И действительно – почти через год после аншлюса упала первая капля. Вторая только в феврале 1947 года. Наверное, ночью, в выходные, когда лаборатория была наглухо закрыта. А может, наоборот – при свете дня, среди гула разговоров и шума горелок, когда все были заняты и, как назло, никто не смотрел в нужную сторону. Парнелл скончался в 1948-м, так и не дождавшись третьей капли.
В апреле 2014-го падение девятой попало в объектив трех веб-камер. Пока это всё. Где-то там, по другую сторону Земли, набухает десятая (с тех пор как в помещении установили кондиционер, капли стали более продолговатыми).
Я пытался представить, как падает капля.
Однажды вечером – кажется, вскоре после отмены военного положения – я помогал маме на кухне.
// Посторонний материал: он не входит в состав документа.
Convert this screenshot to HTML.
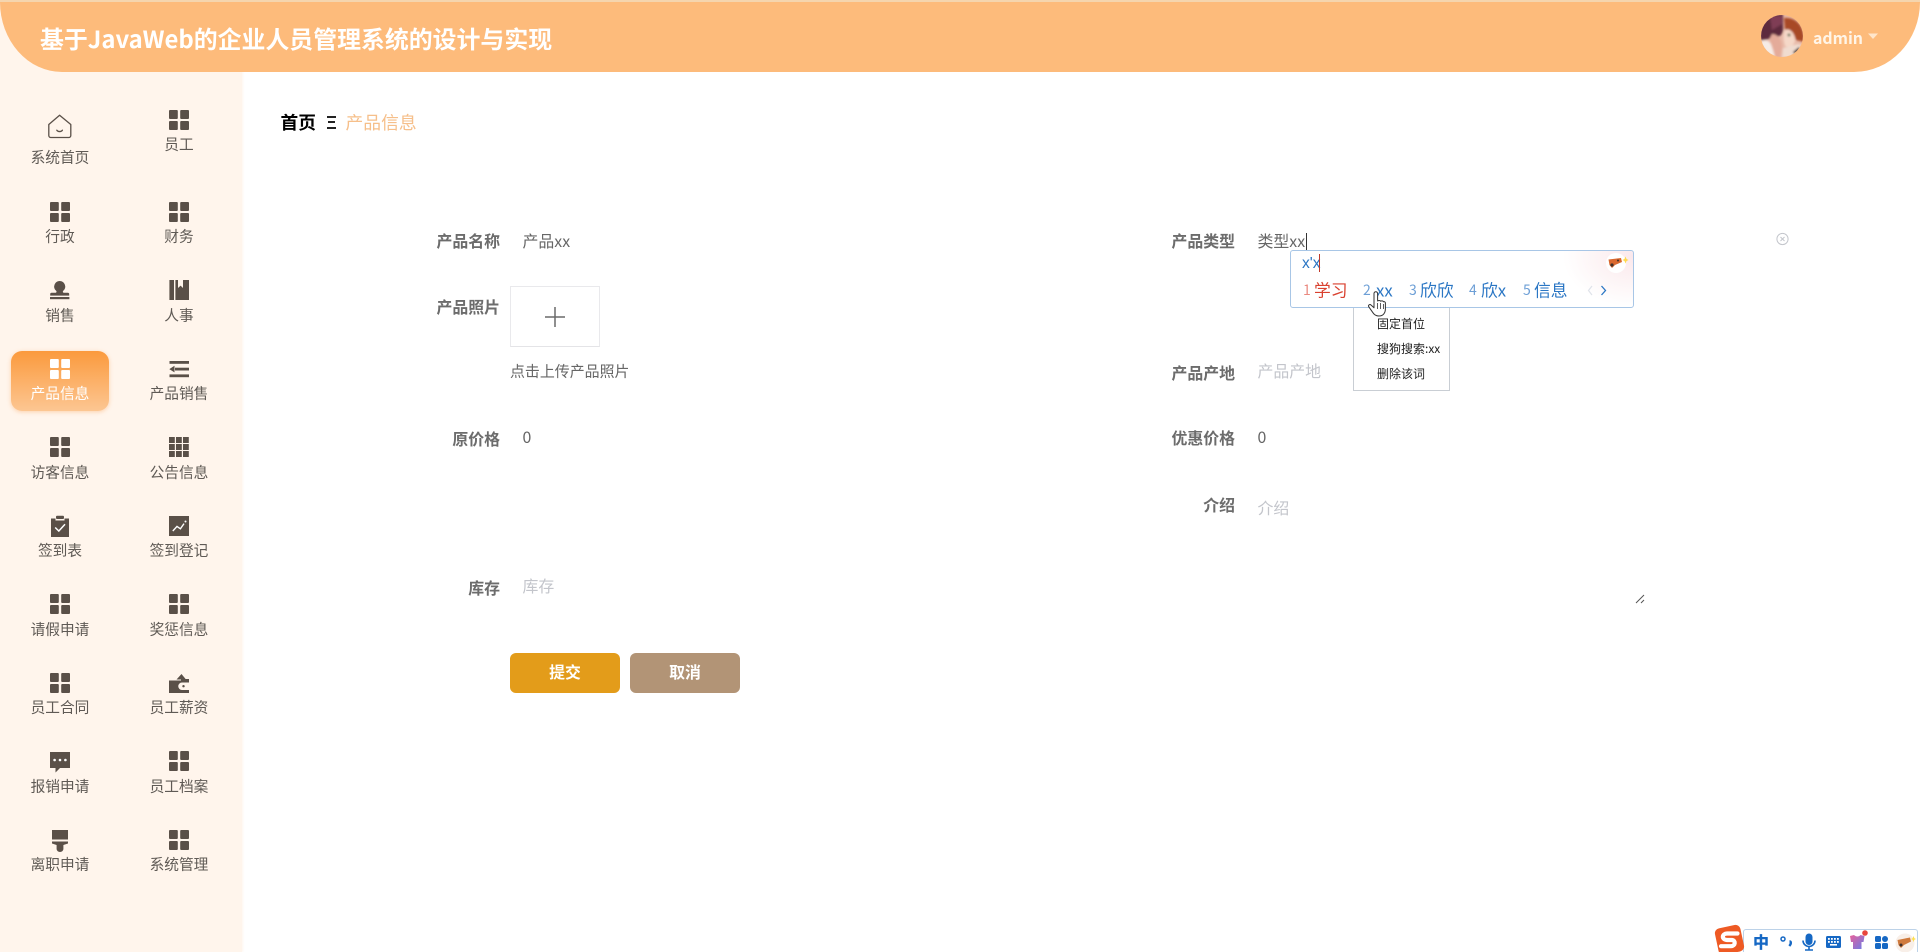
<!DOCTYPE html>
<html lang="zh-CN">
<head>
<meta charset="utf-8">
<title>产品信息</title>
<style>
html,body{margin:0;padding:0;width:1920px;height:952px;overflow:hidden;background:#fff}
body{font-family:"Noto Sans CJK SC","Liberation Sans",sans-serif}
#root{position:relative;width:1920px;height:952px;overflow:hidden;background:#fff;filter:blur(.35px)}
#root div,#root span.a{position:absolute}
.t{white-space:nowrap;line-height:1;transform:translateY(-50%)}
.c{white-space:nowrap;line-height:1;transform:translate(-50%,-50%);font-size:14.7px;color:#5f5a55}
.r{white-space:nowrap;line-height:1;transform:translateY(-50%);right:1420px;font-size:15.9px;font-weight:700;color:#6c6c6c;text-align:right}
.r2{right:685px}
.v{font-size:15.9px;color:#666}
.p{font-size:15.9px;color:#c3c5cb}
.im{font-size:16.8px;color:#2a76c4;font-family:"Noto Sans CJK SC","Liberation Sans",sans-serif}
.n{font-size:14px;color:#6d9fd6}
.m{font-size:12px;color:#222}
svg{position:absolute;left:0;top:0}
</style>
</head>
<body>
<div id="root">
  <!-- sidebar -->
  <div style="left:0;top:0;width:242px;height:952px;background:#fff5ec;box-shadow:1px 0 2px rgba(255,240,226,.6)"></div>
  <!-- header -->
  <div style="left:0;top:0;width:1920px;height:3px;background:#f5d5ae"></div>
  <div style="left:0;top:2px;width:1920px;height:70px;background:#fdbb7b;border-radius:0 0 66px 62px / 0 0 70px 70px"></div>
  <div class="t" style="left:40px;top:37.5px;font-size:23.9px;font-weight:700;color:#fff">基于JavaWeb的企业人员管理系统的设计与实现</div>
  <div class="t" style="left:1813px;top:38px;font-size:15.9px;font-weight:700;color:#fff5e8">admin</div>

  <!-- active menu -->
  <div style="left:11px;top:351px;width:98px;height:60px;border-radius:11px;background:linear-gradient(180deg,#fb9a3d 0%,#fcc692 100%);box-shadow:0 1px 4px rgba(250,165,90,.45)"></div>

  <!-- menu labels -->
  <div class="c" style="left:60px;top:158px">系统首页</div>
  <div class="c" style="left:179px;top:145px">员工</div>
  <div class="c" style="left:60px;top:237px">行政</div>
  <div class="c" style="left:179px;top:237px">财务</div>
  <div class="c" style="left:60px;top:315.5px">销售</div>
  <div class="c" style="left:179px;top:315.5px">人事</div>
  <div class="c" style="left:60px;top:394px;color:#fff">产品信息</div>
  <div class="c" style="left:179px;top:394px">产品销售</div>
  <div class="c" style="left:60px;top:472.5px">访客信息</div>
  <div class="c" style="left:179px;top:472.5px">公告信息</div>
  <div class="c" style="left:60px;top:551px">签到表</div>
  <div class="c" style="left:179px;top:551px">签到登记</div>
  <div class="c" style="left:60px;top:629.5px">请假申请</div>
  <div class="c" style="left:179px;top:629.5px">奖惩信息</div>
  <div class="c" style="left:60px;top:708px">员工合同</div>
  <div class="c" style="left:179px;top:708px">员工薪资</div>
  <div class="c" style="left:60px;top:786.5px">报销申请</div>
  <div class="c" style="left:179px;top:786.5px">员工档案</div>
  <div class="c" style="left:60px;top:865px">离职申请</div>
  <div class="c" style="left:179px;top:865px">系统管理</div>

  <!-- breadcrumb -->
  <div class="t" style="left:280.5px;top:123px;font-size:17.7px;font-weight:700;color:#000">首页</div>
  <div style="left:327px;top:116px;width:9px;height:2px;background:#222"></div>
  <div style="left:328px;top:121px;width:7px;height:2px;background:#222"></div>
  <div style="left:327px;top:127px;width:9px;height:2px;background:#222"></div>
  <div class="t" style="left:345.5px;top:123px;font-size:17.8px;color:#f6bf8a">产品信息</div>

  <!-- form left -->
  <div class="r" style="top:241px">产品名称</div>
  <div class="t v" style="left:522.5px;top:241px">产品xx</div>
  <div class="r" style="top:307px">产品照片</div>
  <div style="left:510px;top:286px;width:88px;height:59px;border:1px solid #e9e9ec;border-bottom-color:#e4e4e7;box-sizing:content-box"></div>
  <div class="t" style="left:510px;top:372px;font-size:14.95px;color:#666">点击上传产品照片</div>
  <div class="r" style="top:439px">原价格</div>
  <div class="t v" style="left:522.5px;top:437px">0</div>
  <div class="r" style="top:588px">库存</div>
  <div class="t p" style="left:522.5px;top:586px">库存</div>

  <!-- buttons -->
  <div style="left:510px;top:653px;width:110px;height:40px;border-radius:6px;background:#e39c1a"></div>
  <div style="left:630px;top:653px;width:110px;height:40px;border-radius:6px;background:#b29476"></div>
  <div class="c" style="left:565px;top:672px;font-size:15.9px;font-weight:700;color:#fff">提交</div>
  <div class="c" style="left:685px;top:672px;font-size:15.9px;font-weight:700;color:#fff">取消</div>

  <!-- form right -->
  <div class="r r2" style="top:241px">产品类型</div>
  <div class="t v" style="left:1257.5px;top:241px">类型xx</div>
  <div style="left:1306px;top:233px;width:1px;height:18px;background:#333"></div>
  <div class="r r2" style="top:373px">产品产地</div>
  <div class="t p" style="left:1257.5px;top:371px">产品产地</div>
  <div class="r r2" style="top:438px">优惠价格</div>
  <div class="t v" style="left:1257.5px;top:437px">0</div>
  <div class="r r2" style="top:505px">介绍</div>
  <div class="t p" style="left:1257.5px;top:508px">介绍</div>

  <!-- IME context menu -->
  <div style="left:1353px;top:300px;width:95px;height:89px;background:#fff;border:1px solid #c9ced4"></div>
  <div class="t m" style="left:1377px;top:324px">固定首位</div>
  <div class="t m" style="left:1377px;top:349px">搜狗搜索:xx</div>
  <div class="t m" style="left:1377px;top:374px">删除该词</div>

  <!-- IME box -->
  <div style="left:1290px;top:250px;width:342px;height:55.5px;border:1px solid #a8c6e6;border-radius:3px;background:radial-gradient(ellipse 70px 50px at 100% 10%,#fbe8ec 0%,#fdf5f6 55%,#fff 100%)"></div>
  <div class="t" style="left:1302px;top:264px;font-size:15.6px;color:#2a76c4;font-family:'Liberation Sans',sans-serif">x'x</div>
  <div style="left:1319px;top:254px;width:1px;height:18px;background:#c0392b"></div>
  <div class="t" style="left:1303px;top:290px;font-size:14px;color:#ea8a80">1</div>
  <div class="t" style="left:1314px;top:289.5px;font-size:16.8px;color:#d9412f">学习</div>
  <div class="t n" style="left:1363px;top:290px">2</div>
  <div class="t im" style="left:1376px;top:289.5px">xx</div>
  <div class="t n" style="left:1409px;top:290px">3</div>
  <div class="t im" style="left:1420px;top:289.5px">欣欣</div>
  <div class="t n" style="left:1469px;top:290px">4</div>
  <div class="t im" style="left:1481px;top:289.5px">欣x</div>
  <div class="t n" style="left:1523px;top:290px">5</div>
  <div class="t im" style="left:1534px;top:289.5px">信息</div>

  <!-- tray -->
  <div style="left:1743px;top:929px;width:175px;height:23px;background:#fff;border:1px solid #bcd2e8;border-bottom:0;border-radius:3px 3px 0 0;box-sizing:border-box"></div>
  <div class="c" style="left:1761px;top:941px;font-size:16px;font-weight:900;color:#1668c4">中</div>

  <svg width="1920" height="952" viewBox="0 0 1920 952" xmlns="http://www.w3.org/2000/svg">
    <defs>
      <g id="g4">
        <rect x="0" y="0" width="8.8" height="9" rx="1"/><rect x="11.2" y="0" width="8.8" height="9" rx="1"/>
        <rect x="0" y="11" width="8.8" height="9" rx="1"/><rect x="11.2" y="11" width="8.8" height="9" rx="1"/>
      </g>
      <clipPath id="av"><circle cx="1782" cy="36" r="21"/></clipPath>
      <clipPath id="mc"><circle cx="1616" cy="263" r="10"/></clipPath>
      <filter id="bl" x="-10%" y="-10%" width="120%" height="120%"><feGaussianBlur stdDeviation="1"/></filter>
    </defs>

    <g fill="#5a5048">
      <use href="#g4" x="169" y="110"/>
      <use href="#g4" x="50" y="202"/>
      <use href="#g4" x="169" y="202"/>
      <use href="#g4" x="50" y="437"/>
      <use href="#g4" x="50" y="594"/>
      <use href="#g4" x="169" y="594"/>
      <use href="#g4" x="50" y="673"/>
      <use href="#g4" x="169" y="751"/>
      <use href="#g4" x="169" y="830"/>
    </g>
    <use href="#g4" x="50" y="359" fill="#fff"/>

    <!-- home -->
    <path d="M48.8 124.5 59.6 115.2 70.8 124.5V135.5a2 2 0 0 1-2 2H50.8a2 2 0 0 1-2-2Z" fill="none" stroke="#5a5048" stroke-width="1.3" stroke-linejoin="round"/>
    <path d="M56.8 130.2c1 1.8 4.6 1.8 5.6 0" fill="none" stroke="#5a5048" stroke-width="1.3" stroke-linecap="round"/>

    <!-- stamp -->
    <path d="M59.7 281a5.6 5.6 0 0 0-3.6 9.8c.7.7.6 1.6-.3 2H51.6a1.4 1.4 0 0 0-1.4 1.4V295.6H69.2V294.2a1.4 1.4 0 0 0-1.4-1.4H63.6c-.9-.4-1-1.3-.3-2A5.6 5.6 0 0 0 59.7 281Z" fill="#5a5048"/>
    <rect x="50" y="297" width="19.4" height="2.2" fill="#5a5048"/>

    <!-- book -->
    <path d="M169.4 280H174V300H169.4ZM175.4 280H178V288L180.6 285.6 183 288V280H189V300H175.4Z" fill="#5a5048"/>

    <!-- indent -->
    <g fill="#5a5048">
      <rect x="169.5" y="361" width="19.5" height="2.8"/>
      <rect x="175" y="367.7" width="14" height="2.8"/>
      <rect x="169.5" y="374.4" width="19.5" height="2.8"/>
      <path d="M169.3 369.1 174.5 365.8V372.4Z"/>
    </g>

    <!-- 3x3 grid -->
    <g fill="#5a5048">
      <rect x="169" y="437" width="5.8" height="6"/><rect x="176" y="437" width="5.8" height="6"/><rect x="183" y="437" width="5.8" height="6"/>
      <rect x="169" y="444" width="5.8" height="6"/><rect x="176" y="444" width="5.8" height="6"/><rect x="183" y="444" width="5.8" height="6"/>
      <rect x="169" y="451" width="5.8" height="6"/><rect x="176" y="451" width="5.8" height="6"/><rect x="183" y="451" width="5.8" height="6"/>
    </g>

    <!-- clipboard -->
    <path d="M51 518.5H55.5V520.5H64.5V518.5H69V537H51Z" fill="#5a5048"/>
    <rect x="56" y="515.8" width="8" height="3.2" rx="1" fill="#5a5048"/>
    <path d="M55.2 527.5 58.8 531 65 524.2" fill="none" stroke="#fff" stroke-width="1.5"/>

    <!-- chart -->
    <rect x="169" y="516" width="20" height="20" fill="#5a5048"/>
    <path d="M172.8 531 177 526.4 180.4 528.8 184 523.6" fill="none" stroke="#fff" stroke-width="1.4"/>
    <circle cx="185.5" cy="521.5" r="1" fill="#fff"/>

    <!-- wallet -->
    <path d="M169 680.5H181V679H189V682.5H182A3.7 3.7 0 0 0 182 690H189V693H169Z" fill="#5a5048"/>
    <path d="M176.5 679.5 181.5 674 186 679.5Z" fill="#5a5048"/>
    <circle cx="183.5" cy="686.2" r="1.2" fill="#5a5048"/>

    <!-- chat -->
    <path d="M50 752H70V768H60L55.5 772.5V768H50Z" fill="#5a5048"/>
    <circle cx="54.6" cy="760" r="1.3" fill="#fff"/><circle cx="60" cy="760" r="1.3" fill="#fff"/><circle cx="65.4" cy="760" r="1.3" fill="#fff"/>

    <!-- brush -->
    <path d="M52 830H68V839.5H52ZM52 841.5H68V843.5L63.4 845V849a3.4 3 0 0 1-6.8 0V845L52 843.5Z" fill="#5a5048"/>

    <!-- upload plus -->
    <path d="M545 317H565M555 307V327" stroke="#6a6a6a" stroke-width="1.5" fill="none"/>

    <!-- clear icon -->
    <circle cx="1782.5" cy="239" r="5.6" fill="none" stroke="#c4c6cc" stroke-width="1"/>
    <path d="M1780.5 237 1784.5 241M1784.5 237 1780.5 241" stroke="#c4c6cc" stroke-width="1"/>

    <!-- textarea handle -->
    <path d="M1636 603 1644 595M1641 603 1644 600" stroke="#555" stroke-width="1" fill="none"/>

    <!-- header avatar -->
    <g clip-path="url(#av)">
      <rect x="1760" y="14" width="44" height="44" fill="#e8b9a8"/>
      <g filter="url(#bl)">
        <path d="M1760 14H1783V26C1784 34 1780 38 1774 36 1769 40 1763 40 1760 40Z" fill="#5d2c3e"/>
        <path d="M1770 16H1782V24L1772 30Z" fill="#7f3d55"/>
        <path d="M1784 18C1796 17 1805 26 1804 42L1796 40C1794 32 1790 28 1785 30Z" fill="#a84a25"/>
        <path d="M1785 30C1790 28 1794 33 1795 41 1793 47 1789 48 1785 46 1783 40 1783 34 1785 30Z" fill="#f5d8c8"/>
        <circle cx="1789" cy="35" r="1.4" fill="#3b5a3a"/>
        <path d="M1760 42C1768 38 1773 42 1775 58H1760Z" fill="#f6ece6"/>
        <path d="M1772 34C1778 34 1782 40 1782 48L1780 58H1775C1774 50 1770 44 1770 38Z" fill="#e4ab9a"/>
        <path d="M1783 48 1798 44 1804 46V58H1782Z" fill="#f0dcd0"/>
        <path d="M1793 52 1799 47 1801 50 1796 56Z" fill="#3a2c2a"/>
      </g>
    </g>
    <!-- dropdown -->
    <path d="M1868 33.5H1878L1873 39Z" fill="#ffe6cb"/>

    <!-- pager arrows -->
    <path d="M1592 286 1588.5 290.5 1592 295" fill="none" stroke="#dfe3ea" stroke-width="1.2"/>
    <path d="M1601.5 286 1605.5 290.5 1601.5 295" fill="none" stroke="#2a76c4" stroke-width="1.3"/>

    <!-- mascot in IME -->
    <circle cx="1616" cy="263" r="10" fill="#fff"/>
    <g clip-path="url(#mc)">
      <path d="M1608.5 259.5 1621 258 1622 262 1615 265 1612 268 1609.5 265Z" fill="#d9682f"/>
      <circle cx="1612" cy="265" r="1.6" fill="#40302a"/><circle cx="1618" cy="260.5" r="1" fill="#40302a"/>
    </g>
    <path d="M1625.5 256.5 1626.5 259 1628.5 260 1626.5 261 1625.5 263.5 1624.5 261 1622.5 260 1624.5 259Z" fill="#ffd94d"/>

    <!-- hand cursor -->
    <path d="M1374 293.5a1.8 1.8 0 0 1 3.6 0V301c1-.8 2.6-.6 3 .2 1-.6 2.4-.4 2.9.6.9-.4 1.9.2 1.9 1.3v5.6c0 4.2-2.2 7.3-6.4 7.3-2.8 0-4.4-.8-6-3.2l-4.2-6c-1-1.4.9-3.1 2.2-1.8l3 2.8Z" fill="#fff" stroke="#333" stroke-width="1" stroke-linejoin="round"/>
    <path d="M1377.6 303V309M1380.6 303V309M1383.6 304V309" stroke="#333" stroke-width=".8"/>

    <!-- sogou S logo -->
    <rect x="1716.5" y="926.5" width="26" height="27" rx="5" transform="rotate(-12 1729 940)" fill="#ee5a24"/>
    <path d="M1737.5 933.5H1727c-5 0-6 6 0 6.5h5c4 .5 3.5 6-1 6.2H1721" fill="none" stroke="#fff" stroke-width="4.2" stroke-linecap="round"/>

    <!-- punctuation -->
    <circle cx="1783" cy="939" r="2" fill="none" stroke="#1668c4" stroke-width="1.5"/>
    <path d="M1789.5 941.5c1.6 0 2 2-.2 4.5" stroke="#1668c4" stroke-width="2.4" fill="none"/>

    <!-- mic -->
    <rect x="1805.5" y="933.5" width="7" height="11.5" rx="3.5" fill="#1668c4"/>
    <path d="M1803 940.5a6 6 0 0 0 12 0M1809 946.5V950M1805 950H1813" fill="none" stroke="#1668c4" stroke-width="1.6"/>

    <!-- keyboard -->
    <rect x="1826" y="936" width="15" height="12" rx="1.5" fill="#1668c4"/>
    <g fill="#fff"><rect x="1828" y="938" width="1.8" height="1.8"/><rect x="1831" y="938" width="1.8" height="1.8"/><rect x="1834" y="938" width="1.8" height="1.8"/><rect x="1837" y="938" width="1.8" height="1.8"/><rect x="1828" y="941" width="1.8" height="1.8"/><rect x="1831" y="941" width="1.8" height="1.8"/><rect x="1834" y="941" width="1.8" height="1.8"/><rect x="1837" y="941" width="1.8" height="1.8"/><rect x="1830" y="944" width="7" height="1.6"/></g>

    <!-- shirt -->
    <defs><linearGradient id="sh" x1="0" y1="0" x2="1" y2="1"><stop offset="0" stop-color="#e8609a"/><stop offset="1" stop-color="#6a7ce8"/></linearGradient></defs>
    <path d="M1850 936 1854 935C1856 937 1859 937 1860.5 935L1864.5 936 1863.5 942H1861.5V949H1853V942H1851Z" fill="url(#sh)"/>
    <circle cx="1865" cy="933" r="2.8" fill="#e8453c"/>

    <!-- apps -->
    <g fill="#1668c4"><rect x="1875" y="936" width="6" height="6" rx="1.5"/><rect x="1882" y="936" width="6" height="6" rx="3"/><rect x="1875" y="943" width="6" height="6" rx="1.5"/><rect x="1882" y="943" width="6" height="6" rx="1.5"/></g>

    <!-- tray mascot -->
    <circle cx="1905" cy="943" r="9.5" fill="#f8efe8"/>
    <path d="M1897.5 940 1910 937.5 1911 941.5 1904 945 1901 948 1898.5 945Z" fill="#cf7a3d"/>
    <circle cx="1901" cy="945" r="1.5" fill="#40302a"/>
    <path d="M1913.5 936 1914.4 938.2 1916 939 1914.4 939.8 1913.5 942 1912.6 939.8 1911 939 1912.6 938.2Z" fill="#ffe04d"/>
  </svg>
</div>
</body>
</html>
То есть она что-то чистила, резала или взбивала, а я читал ей вслух вечерний выпуск газеты.
Исчерпав все настоящие сводки, стал фантазировать. Сначала я зачитал сообщение о ликвидации Советского Союза. По данным ТАСС, Казахстан, пользуясь соответствующей статьей Конституции СССР, решил выйти из состава братских республик. (Ноль реакции.) Воодушевленные этим примером прибалтийские республики объявили независимость (снова ноль реакции) и нейтралитет (что-то режет), остальные признали, что тянуть дальше не имеет смысла… (продолжает резать). Запас идей подходил к концу, но я продолжал имитировать язык официальных сообщений (подожди, миксер шумит), а мама сохраняла полнейшее спокойствие (бз-з-з-з-з). Я уже было подумал, не ввести ли марсиан, чтобы оживить действие.
– Ну и ну, – произнесла она наконец. – И что дальше?
– Пишут «ждите очередных сообщений».
– Ага.
Капля висела, события же развивались в геологическом времени.
Даже радио призывало словами заводной песенки: «Будь, как камень» (68). Все эти бесконечные минералы, металлолом, алмазы и пепел. Камни меняли ход лавины (69). В отдаленной перспективе можно было надеяться, что тебя примут «в чреду черепов» (70). Впрочем, едва ли такую перспективу можно счесть воодушевляющей.
Иногда действительно что-то происходило.